Anselm. A soft-sounding name with ingrained gravitas, Anselm comes from Germanic roots, meaning “divinely protected”; fitting, since the name was notably borne by a few saints and theologians. Anselm is also incredibly rare, having never been given to more than 12 boys in any year.
Falco. This dashing pick may seem contemporary, with its O-ending and avian connections, but Falco has been recorded as far back as the 1046 AD. Falco works well for namers who like the current animal trends - Fox and Bear, for example - but want something more timeless and tenacious.
Berenger. Worn by a few kings of Italy and Germany, appealing Berenger has an aristocratic history tempered by its surname sound. Nicknames are one facet to Berenger’s allure, with options ranging from retro Berry to modern Ren, but Berenger is an unparalleled first choice.
Gilbert. Though it’s associated with nineteenth and twentieth century namesakes, Gilbert actually comes from Old German for “bright pledge.” Today, Gilbert hovers at #960 on the US Top 1000 - could its vintage vibe and pleasant sound bring it back into wide circulation?
Diggory. A possible option for Harry Potter fans, Diggory originally came from the name Degaré, used in Middle English poetry. While the etymology specifics remain unclear, the name’s boundless energy and geek-chic charm make Diggory a contender today.

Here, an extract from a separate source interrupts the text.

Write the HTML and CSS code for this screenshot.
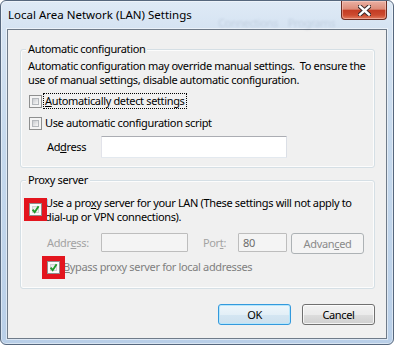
FILE: index.html
```html
<!DOCTYPE html>
<html>
<head>
<meta charset="utf-8">
<link rel="stylesheet" href="styles.css">
</head>
<body>
<div class="window">
  <div class="glass"><span class="g-conn">Connections</span><span class="g-prog">Programs</span></div>
  <div class="titlebar">
    <span class="title">Local Area Network (LAN) Settings</span>
    <div class="close">
      <svg width="13" height="11" viewBox="0 0 13 11"><path d="M2 1.5 L11 9.5 M11 1.5 L2 9.5" stroke="#3b2a2a" stroke-width="4.4" stroke-linecap="square"/><path d="M2 1.5 L11 9.5 M11 1.5 L2 9.5" stroke="#ffffff" stroke-width="2.4" stroke-linecap="square"/></svg>
    </div>
  </div>
  <div class="client">
    <div class="group g1">
      <span class="gtitle">Automatic configuration</span>
      <p class="desc">Automatic configuration may override manual settings.&nbsp; To ensure the<br>use of manual settings, disable automatic configuration.</p>
      <div class="row r1"><span class="cb"><i></i></span><span class="lbl focus"><u>A</u>utomatically detect settings</span></div>
      <div class="row r2"><span class="cb"><i></i></span><span class="lbl">Use automatic configuration script</span></div>
      <div class="addr"><span class="alabel">Ad<u>d</u>ress</span><span class="tb tb-wide"></span></div>
    </div>
    <div class="group g2">
      <span class="gtitle">Proxy server</span>
      <div class="row proxy"><span class="cb checked mark up"><i></i><svg class="check" width="9" height="9" viewBox="0 0 9 9"><path d="M1.6 4.6 L3.7 7.2 L7.6 1.2" fill="none" stroke="#1f9b2b" stroke-width="1.9"/></svg></span><span class="lbl">Use a pro<u>x</u>y server for your LAN (These settings will not apply to<br>dial-up or VPN connections).</span></div>
      <div class="prow"><span class="dlabel addr-l">Addr<u>e</u>ss:</span><span class="tb dis tb-addr"></span><span class="dlabel port-l">Por<u>t</u>:</span><span class="tb dis tb-port">80</span><span class="btn adv">Advan<u>c</u>ed</span></div>
      <div class="row bypass"><span class="cb checked mark"><i></i><svg class="check" width="9" height="9" viewBox="0 0 9 9"><path d="M1.6 4.6 L3.7 7.2 L7.6 1.2" fill="none" stroke="#1f9b2b" stroke-width="1.9"/></svg></span><span class="lbl dim"><u>B</u>ypass proxy server for local addresses</span></div>
    </div>
    <div class="buttons"><span class="btn ok">OK</span><span class="btn cancel">Cancel</span></div>
  </div>
</div>
</body>
</html>
```
FILE: styles.css
```css
* { box-sizing: border-box; }
html, body { margin: 0; padding: 0; }
body {
  width: 394px;
  height: 345px;
  overflow: hidden;
  background: #ffffff;
  font-family: "Noto Sans", "Open Sans", sans-serif;
  font-size: 11px;
  letter-spacing: -0.35px;
  color: #000;
}
.window {
  position: relative;
  width: 394px;
  height: 345px;
  border: 1px solid #56677d;
  border-radius: 6px;
  background: linear-gradient(180deg, #dfeaf6 0, #d5e3f2 28px, #c6d9ed 140px, #b9cfe8 100%);
  box-shadow: inset 0 0 0 1px rgba(255,255,255,0.45);
  padding: 0 6px 5px 6px;
  display: flex;
  flex-direction: column;
  overflow: hidden;
}
.glass {
  position: absolute;
  left: 217px;
  top: 14px;
  display: flex;
  white-space: nowrap;
  color: rgba(40, 60, 90, 0.12);
  filter: blur(1.3px);
  font-size: 11px;
  letter-spacing: -0.4px;
}
.g-prog { margin-left: 10px; }
.titlebar {
  position: relative;
  height: 28px;
  display: flex;
  align-items: flex-start;
  padding-left: 1px;
}
.title {
  line-height: 28px;
  font-size: 11.5px;
  letter-spacing: 0;
  color: #000;
}
.close {
  margin-left: auto;
  width: 46px;
  height: 19px;
  border: 1px solid #6b2c22;
  border-top: none;
  border-radius: 0 0 4px 4px;
  background: linear-gradient(180deg, #eab0a3 0%, #dc8c79 45%, #c43d24 52%, #cc4a2f 78%, #e27c5f 100%);
  box-shadow: inset 0 0 0 1px rgba(255,220,210,0.45);
  display: flex;
  align-items: center;
  justify-content: center;
}
.close svg { display: block; }
.client {
  flex: 1;
  border: 1px solid #6f7b89;
  box-shadow: 0 0 0 1px rgba(255,255,255,0.5);
  background: #f0f0f0;
  padding: 19px 11px 0 12px;
  display: flex;
  flex-direction: column;
}
.group {
  border: 1px solid #d5dfe5;
  border-radius: 3px;
  box-shadow: inset 0 0 0 1px rgba(255,255,255,0.8);
  display: flex;
  flex-direction: column;
  align-items: flex-start;
  padding: 0 7px 9px 7px;
}
.g2 { margin-top: 12px; padding-bottom: 13px; }
.gtitle {
  margin: -8px 0 0 -2px;
  padding: 0 2px;
  background: #f0f0f0;
  line-height: 14px;
}
.desc {
  margin: 3px 0 0 0;
  line-height: 14px;
  white-space: nowrap;
}
.row { display: flex; align-items: center; }
.r1 { margin-top: 6px; height: 16px; }
.r2 { margin-top: 6px; height: 16px; }
.cb {
  position: relative;
  width: 13px;
  height: 13px;
  flex: none;
  margin-left: 1px;
  border: 1px solid #8e8f8f;
  background: #f4f4f4;
  padding: 2px;
}
.cb i {
  display: block;
  width: 7px;
  height: 7px;
  border: 1px solid #b4b8bc;
  background: linear-gradient(135deg, #c9ccd0 0%, #e6e7e8 60%, #f7f7f7 100%);
}
.cb.checked { background: #fbfbfb; }
.cb.checked i {
  border-color: #d0d3d6;
  background: linear-gradient(135deg, #e6e7e8 0%, #f7f7f7 100%);
}
.check {
  position: absolute;
  left: 1px;
  top: 1px;
  display: block;
}
.mark {
  outline: 5px solid #e3151e;
  z-index: 1;
}
.up { margin-bottom: 2px; }
.lbl { margin-left: 3px; line-height: 14px; white-space: nowrap; }
.focus { margin-left: 2px; padding: 0 1px; outline: 1px dotted #000; }
.addr { margin-top: 5px; display: flex; align-items: center; }
.alabel { width: 54px; margin-left: 19px; line-height: 14px; }
.tb {
  background: #fff;
  border: 1px solid;
  border-color: #abadb3 #dbdfe6 #e3e9ef #e2e3ea;
  border-radius: 1px;
}
.tb-wide { width: 186px; height: 22px; }
.proxy { margin-top: 9px; }
.proxy .lbl { margin-left: 3px; }
.prow { margin-top: 9px; display: flex; align-items: flex-start; }
.dlabel { color: #a3a3a3; line-height: 19px; }
.addr-l { width: 54px; margin-left: 19px; }
.port-l { width: 35px; margin-left: 15px; }
.tb.dis {
  background: #f4f4f4;
  border-color: #bdbdbd;
  height: 19px;
  color: #6d6d6d;
  line-height: 17px;
}
.tb-addr { width: 87px; }
.tb-port { width: 49px; padding-left: 4px; }
.btn {
  width: 73px;
  height: 21px;
  border-radius: 3px;
  display: flex;
  align-items: center;
  justify-content: center;
  line-height: 14px;
}
.adv {
  margin-left: 4px;
  border: 1px solid #adb2b5;
  background: #f4f4f4;
  color: #8a8a8a;
}
.bypass { margin-top: 5px; height: 16px; }
.bypass .cb { margin-left: 19px; }
.dim { color: #808080; margin-left: 3px; }
.buttons {
  margin-top: 15px;
  display: flex;
  justify-content: flex-end;
  gap: 11px;
}
.ok {
  border: 1px solid #3399dd;
  box-shadow: inset 0 0 0 1px #b6e6fb;
  background: linear-gradient(180deg, #eef6fb 0%, #e3eff7 50%, #d4e6f2 51%, #cde0ee 100%);
}
.cancel {
  border: 1px solid #707070;
  box-shadow: inset 0 0 0 1px rgba(255,255,255,0.75);
  background: linear-gradient(180deg, #f2f2f2 0%, #ebebeb 50%, #dddddd 51%, #cfcfcf 100%);
}
```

Everard. With Everett and Everly rising through the ranks, perhaps it’s time to reexamine sophisticated Everard. Quite a few intelligent and powerful namesakes have endured through the name’s history, but a contemporary, boisterous Everard is long overdue.
Alphonse. While Alonzo and Alfonso - two variants of Alphonse - persist as classic choices in Italian- and Spanish-speaking nations, elegant Alphonse has yet to recur in Anglophone nations. Another name with excellent nickname options, Alphonse feels both well-established and unexpected.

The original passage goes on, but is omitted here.